Joint Optimization of Energy Harvesting and Detection Threshold for Energy Harvesting Cognitive Radio Networks

Abstract

Spectrum efficiency and energy efficiency are two critical issues in the design of wireless communication networks. Recently, energy harvesting cognitive radio networks have been proposed to attempt to solve both the issues simultaneously. In this paper, we consider a cognitive radio network in which a primary transmitter mainly occupies the channel, and a secondary transmitter equipped with an energy harvesting device is allowed to opportunistically access the primary channel at any time if it is detected to be idle. Here, we assume that energy arrival process and primary channel state are random process and two-state time-homogenous discrete Markov process, respectively.

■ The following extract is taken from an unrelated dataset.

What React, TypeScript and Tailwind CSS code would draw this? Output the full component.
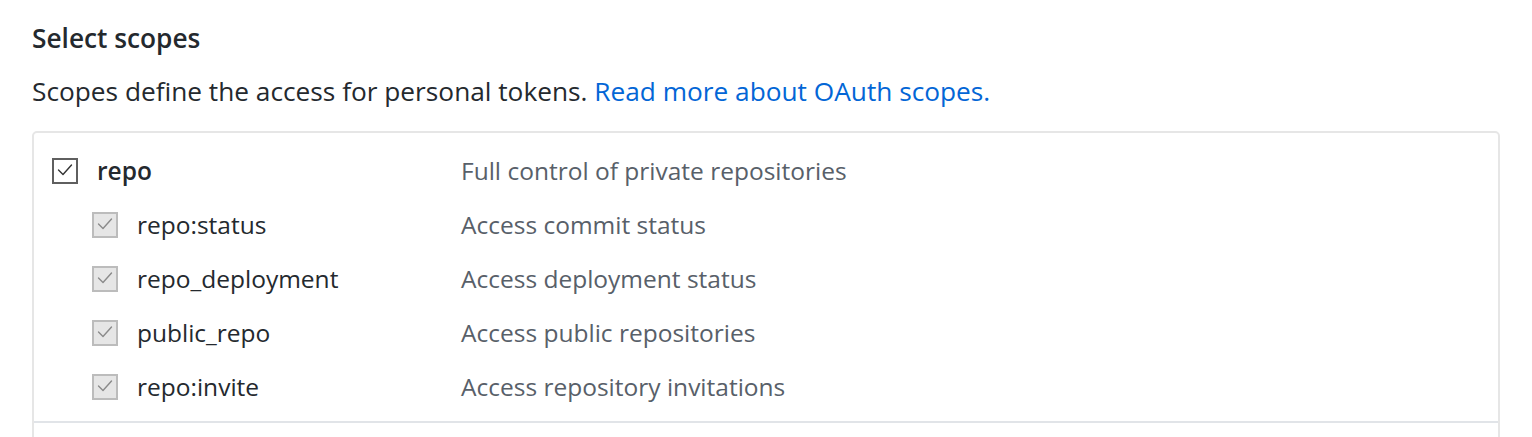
import React from "react";

function Check({ disabled }: { disabled?: boolean }) {
  return (
    <span
      className={
        disabled
          ? "flex h-[26px] w-[26px] shrink-0 items-center justify-center border-2 border-[#bcbcbc] bg-[#e6e6e6]"
          : "flex h-[26px] w-[26px] shrink-0 items-center justify-center border-2 border-[#5f5f5f] bg-white"
      }
    >
      <svg width="22" height="22" viewBox="0 0 22 22" fill="none">
        <path
          d="M4.5 10 L9 14.5 L17.5 5"
          stroke={disabled ? "#8a8a8a" : "#333333"}
          strokeWidth="1.4"
          strokeLinecap="round"
          strokeLinejoin="round"
        />
      </svg>
    </span>
  );
}

const subs = [
  ["repo:status", "Access commit status"],
  ["repo_deployment", "Access deployment status"],
  ["public_repo", "Access public repositories"],
  ["repo:invite", "Access repository invitations"],
];

export default function App() {
  return (
    <div
      className="h-[437px] w-[1532px] overflow-hidden bg-white pl-[32px] pr-[32px] text-[#24292e]"
      style={{ fontFamily: '"Open Sans", "Noto Sans", sans-serif' }}
    >
      <div className="pt-[20px] text-[26.25px] font-semibold leading-[36px]">Select scopes</div>
      <p className="mt-[17px] text-[26.25px] leading-[36px]">
        Scopes define the access for personal tokens.{" "}
        <a className="text-[#0366d6]">Read more about OAuth scopes.</a>
      </p>
      <div className="mt-[22px] h-[400px] rounded-[5px] border-2 border-[#e6e6e6]">
        <div className="pt-[11px]">
          <div className="grid h-[54px] grid-cols-[427px_1fr] items-center">
            <div className="flex items-center pl-[18px]">
              <Check />
              <span className="ml-[19px] text-[24.5px] font-semibold">repo</span>
            </div>
            <div className="text-[24.5px] text-[#586069]">Full control of private repositories</div>
          </div>
          {subs.map(([k, d]) => (
            <div key={k} className="grid h-[54px] grid-cols-[427px_1fr] items-center">
              <div className="flex items-center pl-[58px]">
                <Check disabled />
                <span className="ml-[19px] text-[24.5px]">{k}</span>
              </div>
              <div className="text-[24.5px] text-[#586069]">{d}</div>
            </div>
          ))}
        </div>
        <div className="mt-[7px] border-t-2 border-[#e1e4e8]" />
      </div>
    </div>
  );
}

Instead of the expected number of successful spectrum access attempts per time slot as a design criterion in current literature, we use the average channel capacity as the achievable throughput to jointly optimize energy harvesting and spectrum sensing subject to the constraints on the energy causality, collision, and temporal correlation of probability of sensing the idle/occupied channel, thus achieving or almost achieving both the energy efficiency and the spectrum efficiency in certain conditions. In addition, the corresponding optimum detection threshold and the maximum achievable throughput are obtained, which are substantiated by our comprehensive computer simulations.